The steel industry in New Zealand has a good record of recycling. Scrap steel comes from a variety of sources including the scrap generated in steel plants and the off-cuts generated by manufacturers.  There is also steel that has been used to manufacture items that have become obsolete. Steel can be endlessly recycled and does not suffer any product degradation, which makes its life cycle potentially continuous. Steel scrap is a necessary and integral part of the steel manufacturing process and the average recycled content of steel produced by New Zealand Steel is approximately 12%.  The recovery rate of steel from buildings is 85% and a recent report on commercial construction waste found that more than 90% of steel was recycled.

Other waste reduction initiatives include.-

  •  Nearly 82% of the total waste from New Zealand Steel’s sand to steel process is recycled, reused or resold and the company continues to actively pursue new ways to reduce waste. 
  •  Hot gases are recycled to generate 70% of its electricity needs; the waste stream going into the onsite landfill has been reduced 60% in the past three years owing to targeted recycling and reduction programmes.
  • 15 tonnes of plastic and 25 cubic metres of polystyrene have been diverted from landfill in the last year; all old machinery and scrap metal on the site has been recycled through the steel making process and the use of chemicals has been reduced.
  • One million tonnes of water is circulated through the steel making and finishing operations daily with 2% of the total added each day to replenish discharge water. Maximum conservation is achieved by water being cleaned, cooled and re-circulated many times.  A large volume of storm water is collected on site but New Zealand Steel also takes water from the Waikato River, with an innovative system in place to ensure that fish stocks and recreational users of the river are not affected.

Capital investment

The greatest amount of capital investment at the 190 acre Glenbrook site has been directed into issues concerning the environment, specifically improving the quality of emissions into the atmosphere. New Zealand Steel is a member of the World Steel Association (formerly the International Iron and Steel Institute IISI) which in its first sustainability report for the world steel industry  commits to seven key actions including.-

  •  Expanding the use of efficient technology
  •  Research into new low carbon steelmaking methods
  •  Maximising the recycling of steel and by-products
  •  Developing new generation steels that improve energy efficiency of the products in which they are used.

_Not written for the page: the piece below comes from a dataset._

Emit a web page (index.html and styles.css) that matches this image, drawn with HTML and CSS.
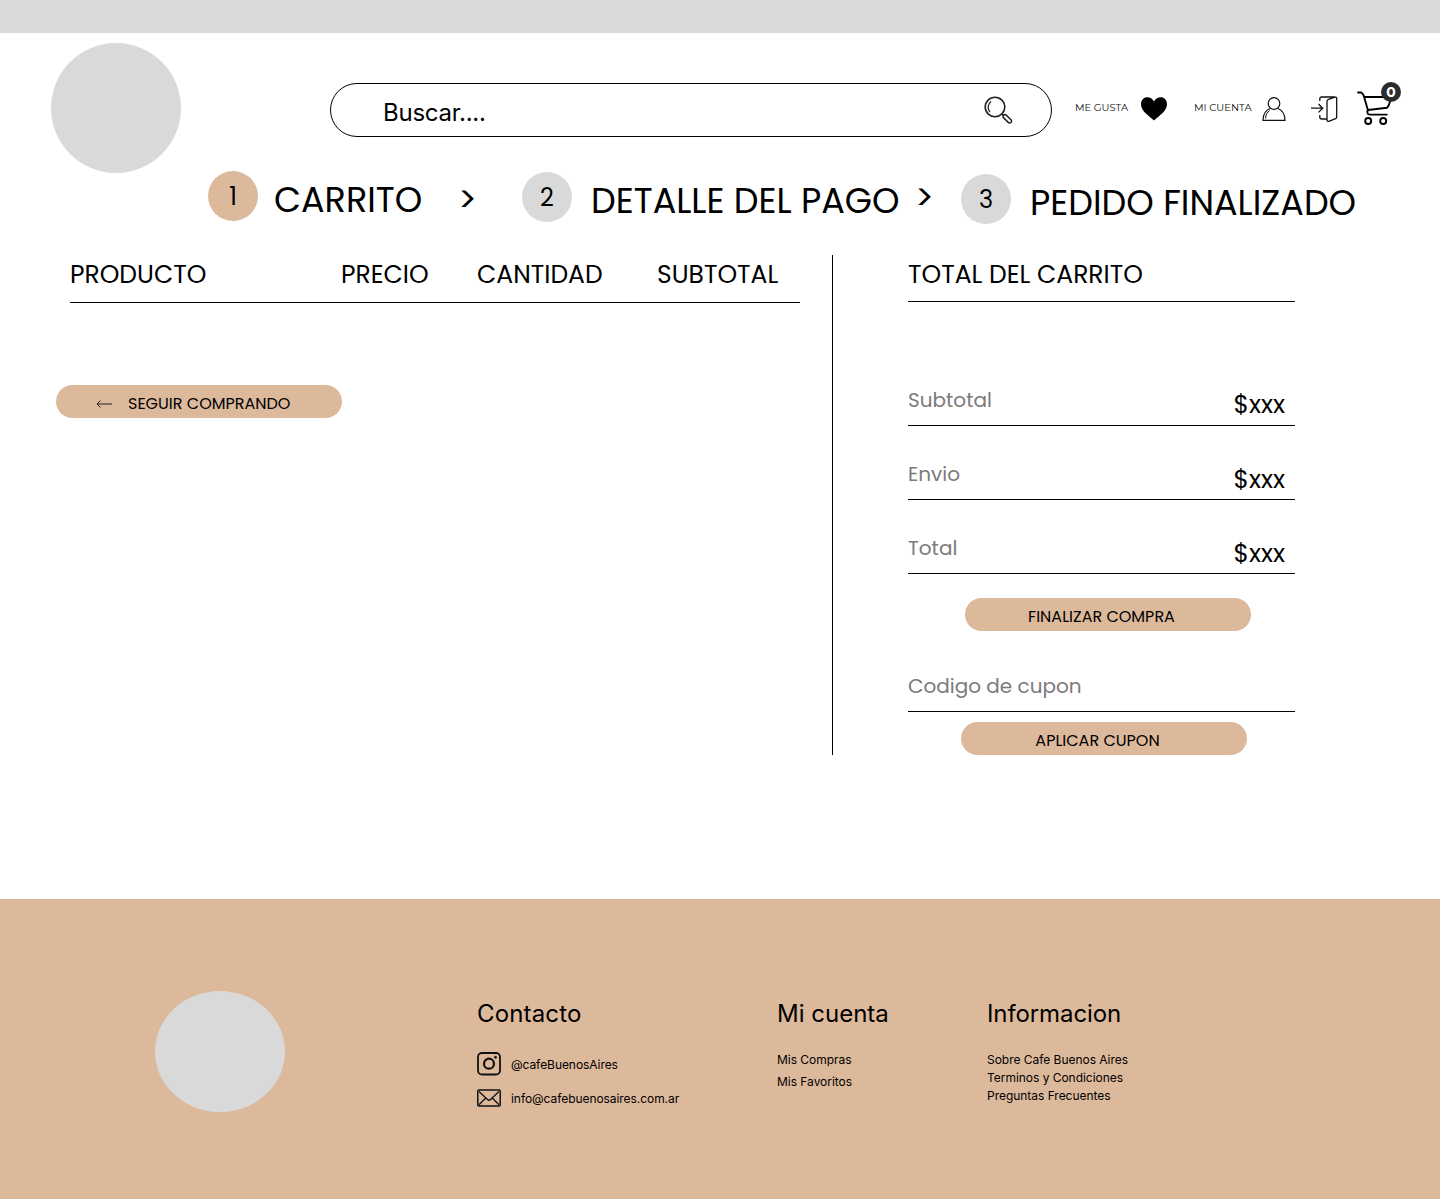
FILE: index.html
```html
<!DOCTYPE html>
<html lang="es">
<head>
<meta charset="utf-8">
<title>Carrito</title>
<link rel="stylesheet" href="styles.css">
</head>
<body>
<div class="topbar"></div>
<header class="header">
  <div class="logo"></div>
  <div class="search">
    <span class="search-text">Buscar....</span>
    <svg class="search-icon" width="30" height="30" viewBox="0 0 30 30" fill="none" stroke="#222" stroke-width="1.6"><circle cx="12" cy="12" r="9.800"/><path d="M6.800 17a7.400 7.400 0 0 1 1.300-10.600" stroke-width="1.300"/><path d="M19 19l2 2"/><path d="M20.200 22.400l5 5a1.900 1.900 0 0 0 2.800-2.700l-5.100-4.800a1.900 1.900 0 0 0-2.700 2.500z" stroke-width="1.500"/></svg>
  </div>
  <nav class="account">
    <a class="likes"><span>ME GUSTA</span>
      <svg width="28" height="26" viewBox="0 0 28 26"><path d="M14 24.500C9 20 1 15 1 8.300 1 4 3.800 1.300 7.300 1.300c2.900 0 5.300 1.500 6.700 4.200 1.400-2.700 3.800-4.200 6.700-4.200C24.200 1.300 27 4 27 8.300 27 15 19 20 14 24.500z"/></svg></a>
    <a class="user"><span>MI CUENTA</span>
      <svg width="26" height="28" viewBox="0 0 26 28" fill="none" stroke="#111" stroke-width="1.200"><circle cx="13" cy="8.500" r="5.800"/><path d="M9.500 13.300C5 15 2 19 2 25.400h22c0-6.400-3-10.400-7.500-12.100"/><path d="M4.500 23.500c.2-3.600 1.600-6.300 4-7.900" stroke-width="1"/></svg></a>
    <svg class="exit" width="28" height="28" viewBox="0 0 28 28" fill="none" stroke="#111" stroke-width="1.300"><path d="M1 13.200h11.500M8.500 9l4.200 4.200-4.200 4.200M9.800 6V4c0-1.400.6-2 2-2h13M9.800 20v2c0 1.400.6 2 2 2h5M18.500 4.300 25 2.200c1-.2 1.700.2 1.700 1.200V22c0 .9-.3 1.400-1.100 1.700l-6.800 2.600c-1 .4-1.800 0-1.800-1.200V6.300c0-1 .5-1.700 1.500-2z"/></svg>
    <div class="cart">
      <svg width="38" height="36" viewBox="0 0 38 36" fill="none" stroke="#000" stroke-width="1.900" stroke-linecap="round" stroke-linejoin="round"><path d="M2 2.500h3.500L7.500 5l4.500 15.500M8 7h26c.8 3-.5 8-3 10.800L12 20c-1.500 1.800-.5 4.600 1.800 4.600h17"/><circle cx="12.200" cy="31" r="3"/><circle cx="27.200" cy="31" r="3"/></svg>
      <span class="badge">0</span>
    </div>
  </nav>
</header>

<ol class="steps">
  <li class="num num-1">1</li><li class="step step-1">CARRITO</li>
  <li class="sep sep-1">&gt;</li>
  <li class="num num-2">2</li><li class="step step-2">DETALLE DEL PAGO</li>
  <li class="sep sep-2">&gt;</li>
  <li class="num num-3">3</li><li class="step step-3">PEDIDO FINALIZADO</li>
</ol>

<main class="main">
  <section class="products">
    <div class="cols"><span class="c1">PRODUCTO</span><span class="c2">PRECIO</span><span class="c3">CANTIDAD</span><span class="c4">SUBTOTAL</span></div>
    <a class="btn btn-back"><svg width="16" height="10" viewBox="0 0 16 10" fill="none" stroke="#222" stroke-width="1"><path d="M16 5H1M4.500 1.500 1 5l3.500 3.500"/></svg><span>SEGUIR COMPRANDO</span></a>
  </section>
  <section class="totals">
    <h2 class="totals-title">TOTAL DEL CARRITO</h2>
    <div class="row row-1"><span class="label">Subtotal</span><span class="amount">$xxx</span></div>
    <div class="row row-2"><span class="label">Envio</span><span class="amount">$xxx</span></div>
    <div class="row row-3"><span class="label">Total</span><span class="amount">$xxx</span></div>
    <a class="btn btn-finish">FINALIZAR COMPRA</a>
    <div class="row row-coupon"><span class="label">Codigo de cupon</span></div>
    <a class="btn btn-coupon">APLICAR CUPON</a>
  </section>
</main>

<footer class="footer">
  <div class="footer-logo"></div>
  <section class="contact">
    <h3>Contacto</h3>
    <div class="contact-item"><svg width="24" height="24" viewBox="0 0 24 24" fill="none" stroke="#111" stroke-width="1.800"><rect x="1" y="1" width="22" height="21.500" rx="4"/><circle cx="12" cy="11.700" r="5" stroke-width="2.200"/><circle cx="18.500" cy="5.300" r="1" fill="#111" stroke-width="1"/></svg><span>@cafeBuenosAires</span></div>
    <div class="contact-item contact-mail"><svg width="24" height="18" viewBox="0 0 24 18" fill="none" stroke="#111" stroke-width="1.500"><rect x=".8" y="1" width="22.400" height="16" rx="1"/><path d="M2 2.500l8.500 8q1.500 1.400 3 0l8.500-8M2 15.800l6.500-6.500M22 15.800l-6.500-6.500" stroke-width="1.300"/></svg><span>info@cafebuenosaires.com.ar</span></div>
  </section>
  <section class="links links-account">
    <h3>Mi cuenta</h3>
    <a>Mis Compras</a><a>Mis Favoritos</a>
  </section>
  <section class="links links-info">
    <h3>Informacion</h3>
    <a>Sobre Cafe Buenos Aires</a><a>Terminos y Condiciones</a><a>Preguntas Frecuentes</a>
  </section>
</footer>
</body>
</html>
```
FILE: styles.css
```css
* { box-sizing: border-box; }
body { margin: 0; background: #fff; color: #000; font-family: Poppins, Lato, sans-serif; width: 1440px; }
span, li, a { white-space: nowrap; }
.topbar { height: 33px; background: #d9d9d9; }
.header { display: flex; height: 138px; padding: 10px 0 0 51px; }
.logo { width: 130px; height: 130px; border-radius: 50%; background: #d9d9d9; flex: none; }
.search { display: flex; justify-content: space-between; width: 722px; height: 54px; margin: 40px 0 0 149px; padding: 0 38px 0 52px; border: 1px solid #000; border-radius: 27px; flex: none; }
.search-text { font: 24px/58px Inter, sans-serif; letter-spacing: -.25px; }
.search-icon { margin-top: 11px; }
.account { display: flex; margin: 38px 0 0 23px; }
.account a { display: flex; font: 10px/12px Montserrat, Lato, sans-serif; color: #111; }
.likes { width: 119px; }
.likes span { width: 65px; margin-top: 21px; }
.likes svg { margin-top: 15px; }
.user { width: 115px; }
.user span { width: 67px; margin-top: 21px; }
.user svg { margin-top: 14px; }
.exit { margin: 14px 0 0 1px; }
.cart { position: relative; margin: 9px 0 0 18px; }
.badge { position: absolute; left: 25px; top: -8px; width: 20px; height: 20px; border-radius: 50%; background: #2c2c2f; color: #fff; font: 700 14px/20px Montserrat, Inter, sans-serif; text-align: center; }

.steps { display: flex; list-style: none; margin: 0; padding: 0 0 0 208px; height: 84px; font-size: 35px; line-height: 51px; }
.num { width: 50px; height: 50px; border-radius: 50%; background: #d9d9d9; font-size: 24px; line-height: 51px; text-align: center; flex: none; }
.num-1 { background: #ddb99b; }
.num-2 { margin-top: 1px; }
.num-3 { margin-top: 3px; }
.step-1 { width: 187px; padding: 3px 0 0 16px; }
.step-2 { width: 344px; padding: 4px 0 0 19px; }
.step-3 { padding: 6px 0 0 19px; }
.sep-1 { width: 77px; padding: 3px 0 0 13px; }
.sep-2 { width: 45px; padding-top: 1px; text-indent: -1px; }

.main { display: flex; height: 644px; padding-left: 56px; }
.products { width: 777px; height: 500px; border-right: 1px solid #000; }
.cols { display: flex; width: 730px; height: 48px; margin-left: 14px; border-bottom: 1px solid #000; font-size: 25px; line-height: 40px; }
.c1 { width: 271px; }
.c2 { width: 136px; }
.c3 { width: 180px; }
.btn { display: flex; justify-content: center; width: 286px; height: 33px; border-radius: 17px; background: #ddb99b; font-size: 16px; line-height: 38px; }
.btn-back { margin-top: 82px; justify-content: flex-start; padding-left: 40px; }
.btn-back svg { margin: 14px 16px 0 0; }
.totals { width: 387px; margin-left: 75px; }
.totals-title { height: 47px; margin: 0 0 77px; border-bottom: 1px solid #000; font-size: 25px; font-weight: 400; line-height: 40px; }
.row { display: flex; justify-content: space-between; height: 47px; margin-bottom: 27px; padding-right: 10px; border-bottom: 1px solid #000; }
.label { color: #7c7a7a; font-size: 20px; line-height: 42px; }
.amount { font-size: 25px; line-height: 51px; }
.row-2 .amount, .row-3 .amount { line-height: 53px; }
.row-3 { margin-bottom: 24px; }
.btn-finish { margin: 0 0 34px 57px; padding-right: 13px; }
.row-coupon { margin-bottom: 10px; }
.btn-coupon { margin-left: 53px; padding-right: 13px; }

.footer { display: flex; height: 300px; padding: 92px 0 0 155px; background: #ddb99b; font: 12px/18px Inter, sans-serif; }
.footer-logo { width: 130px; height: 121px; border-radius: 50%; background: #d9d9d9; }
.footer h3 { margin: 0; font-size: 24px; font-weight: 400; line-height: 46px; }
.contact { width: 300px; margin-left: 192px; }
.contact h3 { letter-spacing: .15px; }
.contact-item { display: flex; align-items: center; gap: 10px; height: 24px; margin-top: 15px; letter-spacing: -.06px; }
.contact-item span { padding-top: 2px; }
.contact-mail { margin-top: 10px; }
.links a { display: block; letter-spacing: -.03px; }
.links h3 { margin-bottom: 14px; }
.links-info h3 { letter-spacing: -.1px; }
.links-account { width: 210px; }
.links-account a { margin-bottom: 4px; }
```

Steel cannot be produced without the production and emission of carbon dioxide. However NZS has committed to reduce CO2 emissions to the minimum and has consistently met government targets for reducing these emissions.  It is currently involved in a joint venture with a Japanese steel company researching new technology for reducing coal use in the steel making process.

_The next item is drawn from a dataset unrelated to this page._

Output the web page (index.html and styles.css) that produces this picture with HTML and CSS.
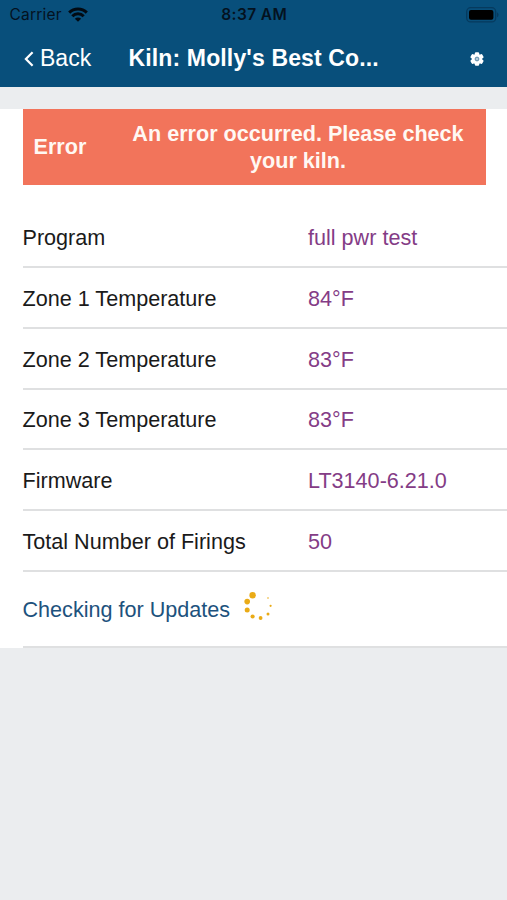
FILE: index.html
```html
<!DOCTYPE html>
<html lang="en">
<head>
    <meta charset="UTF-8" />
    <meta name="viewport" content="width=device-width, initial-scale=1.0"/>
    <title>Kiln: Molly's Best Cone</title>
    <link rel="stylesheet" href="styles.css">
</head>
<body>
    <header class="header">
        <div class="status-bar">
            <div class="carrier">
                <span class="carrier-name">Carrier</span>
                <svg class="wifi" width="20" height="15" viewBox="0 0 20 15" fill="none" stroke="#020a12" stroke-width="3">
                    <path d="M1.2 5.6a12.5 12.5 0 0 1 17.6 0"/>
                    <path d="M4.3 9.2a8.1 8.1 0 0 1 11.4 0"/>
                    <path d="M10 14.8 6.9 11.7a4.4 4.4 0 0 1 6.2 0z" fill="#020a12" stroke="none"/>
                </svg>
            </div>
            <span class="time">8:37 AM</span>
            <svg class="battery" width="33" height="16" viewBox="0 0 33 16">
                <rect x="0.7" y="0.7" width="29" height="14.2" rx="4" fill="none" stroke="#063a5e" stroke-width="1.3"/>
                <rect x="3" y="3" width="24.4" height="9.8" rx="2" fill="#000"/>
                <path d="M31 5.3q1.6 1 1.6 2.5T31 10.3z" fill="#063a5e"/>
            </svg>
        </div>
        <nav class="nav-bar">
            <a class="back">
                <svg width="10" height="16" viewBox="0 0 10 16" fill="none" stroke="#fff" stroke-width="2.2">
                    <path d="M8.6 1.2 1.9 8l6.7 6.8"/>
                </svg>
                <span>Back</span>
            </a>
            <h1 class="title">Kiln: Molly's Best Co...</h1>
            <svg class="gear" width="14" height="14" viewBox="-7 -7 14 14">
                <g fill="#fff">
                    <circle r="5.3"/>
                    <rect x="-2.2" y="-6.8" width="4.4" height="13.6" rx="1.2"/>
                    <rect x="-2.2" y="-6.8" width="4.4" height="13.6" rx="1.2" transform="rotate(60)"/>
                    <rect x="-2.2" y="-6.8" width="4.4" height="13.6" rx="1.2" transform="rotate(120)"/>
                </g>
                <circle r="1.9" fill="#b5c9d6" stroke="#5b8aa8" stroke-width="1"/>
            </svg>
        </nav>
    </header>

    <main class="content">
        <div class="alert">
            <strong class="alert-label">Error</strong>
            <strong class="alert-text">An error occurred. Please check your kiln.</strong>
        </div>
        <div class="list">
            <div class="row"><span class="label">Program</span><span class="value">full pwr test</span></div>
            <div class="row"><span class="label">Zone 1 Temperature</span><span class="value">84°F</span></div>
            <div class="row"><span class="label">Zone 2 Temperature</span><span class="value">83°F</span></div>
            <div class="row"><span class="label">Zone 3 Temperature</span><span class="value">83°F</span></div>
            <div class="row"><span class="label">Firmware</span><span class="value">LT3140-6.21.0</span></div>
            <div class="row"><span class="label">Total Number of Firings</span><span class="value">50</span></div>
            <div class="row updates">
                <span class="updates-text">Checking for Updates</span>
                <svg class="spinner" width="30" height="30" viewBox="0 0 30 30" fill="#eaab16">
                    <circle cx="9.6" cy="4.3" r="3.2"/>
                    <circle cx="4.2" cy="10.6" r="2.8"/>
                    <circle cx="4.2" cy="19.1" r="2.5"/>
                    <circle cx="9.6" cy="25.5" r="2.1"/>
                    <circle cx="17.6" cy="27" r="1.9"/>
                    <circle cx="25" cy="23" r="1.5"/>
                    <circle cx="27.6" cy="14.8" r="1.1"/>
                    <circle cx="25" cy="7" r="0.8"/>
                </svg>
            </div>
        </div>
    </main>
</body>
</html>
```
FILE: styles.css
```css
body {
    font-family: "Liberation Sans", Arial, sans-serif;
    font-size: 21.6px;
    background: #ebedef;
    color: #1a1a1a;
    margin: 0;
}
.header {
    background: #084f7b;
    color: #fff;
    height: 87px;
}
.status-bar {
    display: grid;
    grid-template-columns: 1fr auto 1fr;
    align-items: center;
    height: 29px;
    padding: 0 8px 0 9.5px;
    color: #04121f;
    font-family: Inter, "Liberation Sans", sans-serif;
    font-size: 15.5px;
}
.carrier {
    display: flex;
    align-items: center;
    gap: 6px;
}
.carrier-name {
    letter-spacing: 0.2px;
}
.time {
    font-weight: 600;
    font-size: 15.5px;
    letter-spacing: 0.4px;
}
.battery {
    justify-self: end;
}
.nav-bar {
    display: grid;
    grid-template-columns: 104.5px 1fr 14px;
    align-items: center;
    height: 59px;
    padding: 0 23px 0 24px;
}
.back {
    display: flex;
    align-items: center;
    gap: 6px;
    font-size: 23px;
}
.title {
    margin: 0;
    font-size: 23px;
    letter-spacing: 0.14px;
    white-space: nowrap;
}
.content {
    margin-top: 22px;
    background: #fff;
    padding-left: 22.5px;
}
.alert {
    display: flex;
    align-items: center;
    box-sizing: border-box;
    height: 75.5px;
    width: 463px;
    padding: 0 11px;
    background: #f2745b;
    color: #fff8f3;
    line-height: 27px;
}
.alert-label {
    width: 88px;
}
.alert-text {
    flex: 1;
    text-align: center;
}
.list {
    padding-top: 22.7px;
}
.row {
    display: flex;
    align-items: center;
    box-sizing: border-box;
    height: 60.8px;
    padding-top: 3px;
    border-bottom: 2px solid #dfe0e1;
}
.label {
    width: 285.5px;
}
.value {
    color: #843c86;
}
.updates {
    height: 76px;
    gap: 13px;
    color: #1d527d;
}
.spinner {
    margin-top: -8px;
}
```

A big factor in consideration of steel for sustainable building is the distance required to transport it through the supply chain and the level of recycling that is possible at the end of its life. As our environmental consciousness is being constantly aroused, the 80% of RANZ primary members involved in metal roofing plus associates in the manufacturing and supply sector should note the following advantages of steel for today’s building applications.-

  •  Steel can be engineered to precise specifications which means minimum waste on site
  •  It is non-toxic and is available coated to give greater corrosion resistance and durability
  •  Steel products can be used to reduce the cooling and heating of buildings, leading to reduced energy use
  •  Steel products are light and easily transported
  •  Steel products have been in use in New Zealand for over 100 years for the catchment and storage of drinking water
  •  Steel is the most recycled material in the world and does not suffer any degradation through repeated recycling.
  •  Steel requires minimum maintenance and has a long life.